J’ai une vie sentimentale beaucoup plus linéaire que ma carrière. Je suis marié à Hajiba depuis 22 ans. Elle est marocaine d’origine. Je ne l'aurais pas rencontré si je n'avais pas connu Fathallah Sijilmassi auquel revient toute ma gratitude. Notre fils Jonas a 20 ans et étudie à…l’IEP de Grenoble.
Je considère que mes études à l'IEP m'ont appris à apprendre, à être créatif intellectuellement (perspective comparatiste), à anticiper les situations politico-économiques, géopolitiques et sociales (l’économie pure n’est qu’un mirage).
Elles m'ont aussi permis de connaître des gens formidables.

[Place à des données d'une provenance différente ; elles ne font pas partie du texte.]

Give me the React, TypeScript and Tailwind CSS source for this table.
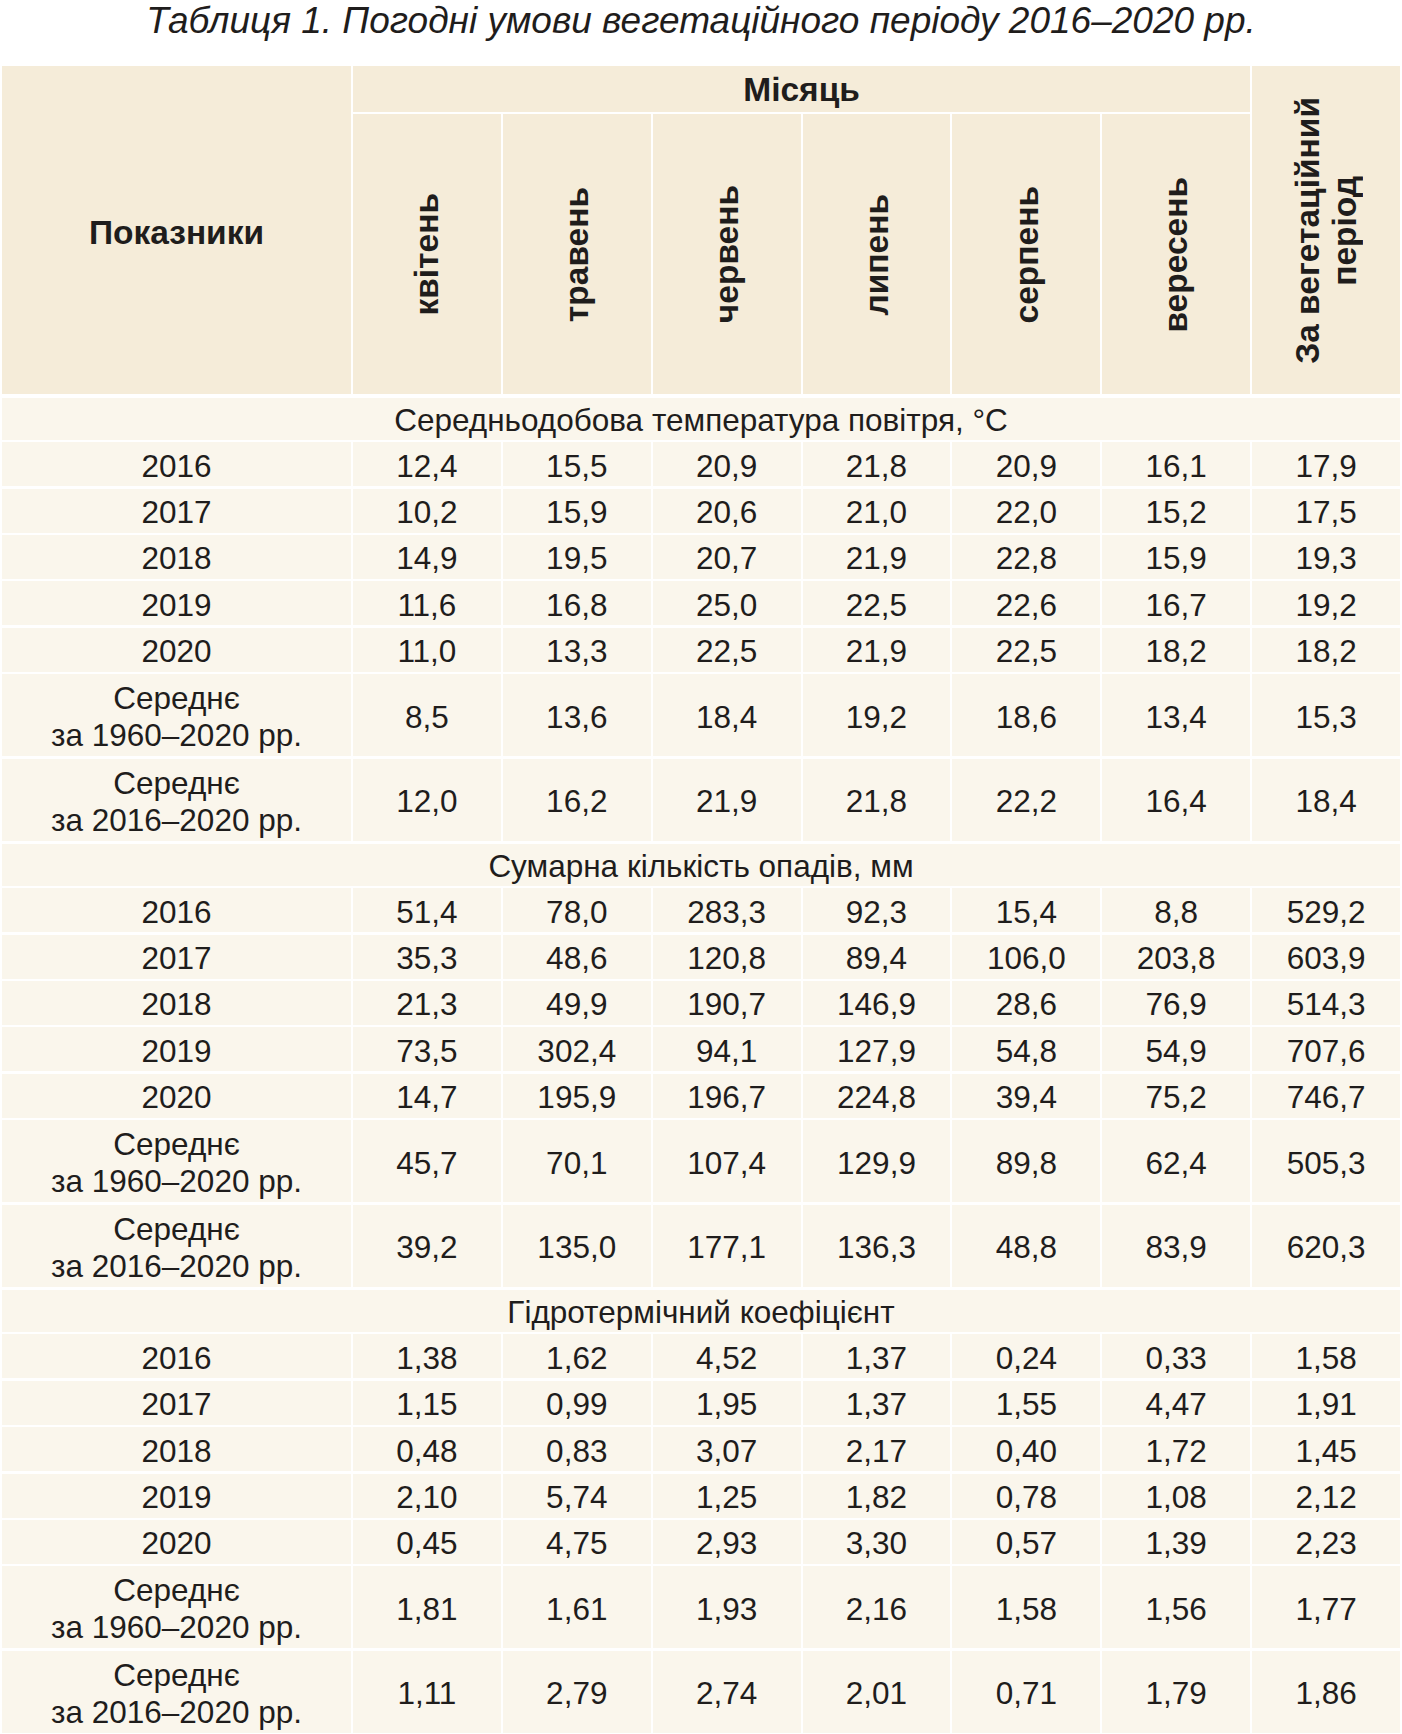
const months = ["квітень", "травень", "червень", "липень", "серпень", "вересень"];

type Row = { label: string; values: string[]; avg?: boolean };
type Section = { title: string; rows: Row[] };

const sections: Section[] = [
  {
    title: "Середньодобова температура повітря, °C",
    rows: [
      { label: "2016", values: ["12,4", "15,5", "20,9", "21,8", "20,9", "16,1", "17,9"] },
      { label: "2017", values: ["10,2", "15,9", "20,6", "21,0", "22,0", "15,2", "17,5"] },
      { label: "2018", values: ["14,9", "19,5", "20,7", "21,9", "22,8", "15,9", "19,3"] },
      { label: "2019", values: ["11,6", "16,8", "25,0", "22,5", "22,6", "16,7", "19,2"] },
      { label: "2020", values: ["11,0", "13,3", "22,5", "21,9", "22,5", "18,2", "18,2"] },
      { label: "1960–2020", avg: true, values: ["8,5", "13,6", "18,4", "19,2", "18,6", "13,4", "15,3"] },
      { label: "2016–2020", avg: true, values: ["12,0", "16,2", "21,9", "21,8", "22,2", "16,4", "18,4"] },
    ],
  },
  {
    title: "Сумарна кількість опадів, мм",
    rows: [
      { label: "2016", values: ["51,4", "78,0", "283,3", "92,3", "15,4", "8,8", "529,2"] },
      { label: "2017", values: ["35,3", "48,6", "120,8", "89,4", "106,0", "203,8", "603,9"] },
      { label: "2018", values: ["21,3", "49,9", "190,7", "146,9", "28,6", "76,9", "514,3"] },
      { label: "2019", values: ["73,5", "302,4", "94,1", "127,9", "54,8", "54,9", "707,6"] },
      { label: "2020", values: ["14,7", "195,9", "196,7", "224,8", "39,4", "75,2", "746,7"] },
      { label: "1960–2020", avg: true, values: ["45,7", "70,1", "107,4", "129,9", "89,8", "62,4", "505,3"] },
      { label: "2016–2020", avg: true, values: ["39,2", "135,0", "177,1", "136,3", "48,8", "83,9", "620,3"] },
    ],
  },
  {
    title: "Гідротермічний коефіцієнт",
    rows: [
      { label: "2016", values: ["1,38", "1,62", "4,52", "1,37", "0,24", "0,33", "1,58"] },
      { label: "2017", values: ["1,15", "0,99", "1,95", "1,37", "1,55", "4,47", "1,91"] },
      { label: "2018", values: ["0,48", "0,83", "3,07", "2,17", "0,40", "1,72", "1,45"] },
      { label: "2019", values: ["2,10", "5,74", "1,25", "1,82", "0,78", "1,08", "2,12"] },
      { label: "2020", values: ["0,45", "4,75", "2,93", "3,30", "0,57", "1,39", "2,23"] },
      { label: "1960–2020", avg: true, values: ["1,81", "1,61", "1,93", "2,16", "1,58", "1,56", "1,77"] },
      { label: "2016–2020", avg: true, values: ["1,11", "2,79", "2,74", "2,01", "0,71", "1,79", "1,86"] },
    ],
  },
];

const head = "bg-[#f5ecd9] flex items-center justify-center font-bold text-[33.5px]";
const body = "bg-[#faf6ec] flex items-center justify-center text-center pt-[4px]";

export default function App() {
  return (
    <div className="w-[1402px] bg-white text-[#1f1d1c] font-['Liberation_Sans',Arial,sans-serif]">
      <h1 className="h-[66px] pt-[1px] text-center text-[37px] italic leading-[40px] font-['Liberation_Sans_Narrow','Liberation_Sans',sans-serif]">
        Таблиця 1. Погодні умови вегетаційного періоду 2016–2020 рр.
      </h1>

      <div className="ml-[2px] w-[1398px] grid grid-cols-[349px_repeat(7,minmax(0,1fr))] gap-x-[2px] gap-y-[2.4px] text-[31.5px]">
        {/* header */}
        <div className={`${head} row-span-2 pt-[6px]`}>Показники</div>
        <div className={`${head} col-span-6 h-[46px] pt-[3px]`}>Місяць</div>
        <div className={`${head} row-span-2`}>
          <span className="[writing-mode:vertical-rl] rotate-180 text-center leading-[37px]">
            За вегетаційний
            <br />
            період
          </span>
        </div>
        {months.map((m) => (
          <div key={m} className={`${head} h-[280px]`}>
            <span className="[writing-mode:vertical-rl] rotate-180 leading-none">{m}</span>
          </div>
        ))}

        {sections.map((s) => (
          <div key={s.title} className="contents">
            <div className={`${body} col-span-8 h-[42px] mt-[1px]`}>{s.title}</div>
            {s.rows.map((r) => (
              <div key={r.label} className="contents">
                <div className={`${body} ${r.avg ? "h-[82px] leading-[37px]" : "h-[44px]"}`}>
                  {r.avg ? (
                    <span>
                      Середнє
                      <br />
                      за {r.label} рр.
                    </span>
                  ) : (
                    r.label
                  )}
                </div>
                {r.values.map((v, i) => (
                  <div key={i} className={`${body} ${r.avg ? "h-[82px]" : "h-[44px]"}`}>
                    {v}
                  </div>
                ))}
              </div>
            ))}
          </div>
        ))}
      </div>
    </div>
  );
}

Je suis ainsi resté en contact avec d'anciens élèves de l’IEP tels qu'Arnaud Duranson (PSA), Frédéric Caille (prof de sciences-po à Chambéry), Fathallah Sijilmassi (Ambassadeur du Maroc), Pascal Servy (directeur des achats chez Elis), les « frêres » Thomas (pilotage de chasse puis poète) et Benoît Besch (directeur financier d’une société) et Yann Hwang (Conseiller des affaires étrangères). Je suis aussi en relation avec des anciens de l'IEP de la nouvelle génération telle que la journaliste Nassira El Moaddem ou l'administrateur civil au Trésor Armel Castets avec lequel j'ai récemment eu l'occasion de préparer la visite ministérielle de Pierre Moscovici au Nigéria.
A une époque d’ajustement économique de l’Europe par rapport au monde émergent, si je devais donner un conseil aux élèves actuels de l'IEP, ce serait, de s'ouvrir à « l'outre-occident » et d'apprendre impérativement, en plus de leur cursus à l'IEP, une langue orientale (arabe, russe, persan, swahili, langue asiatique ou turc).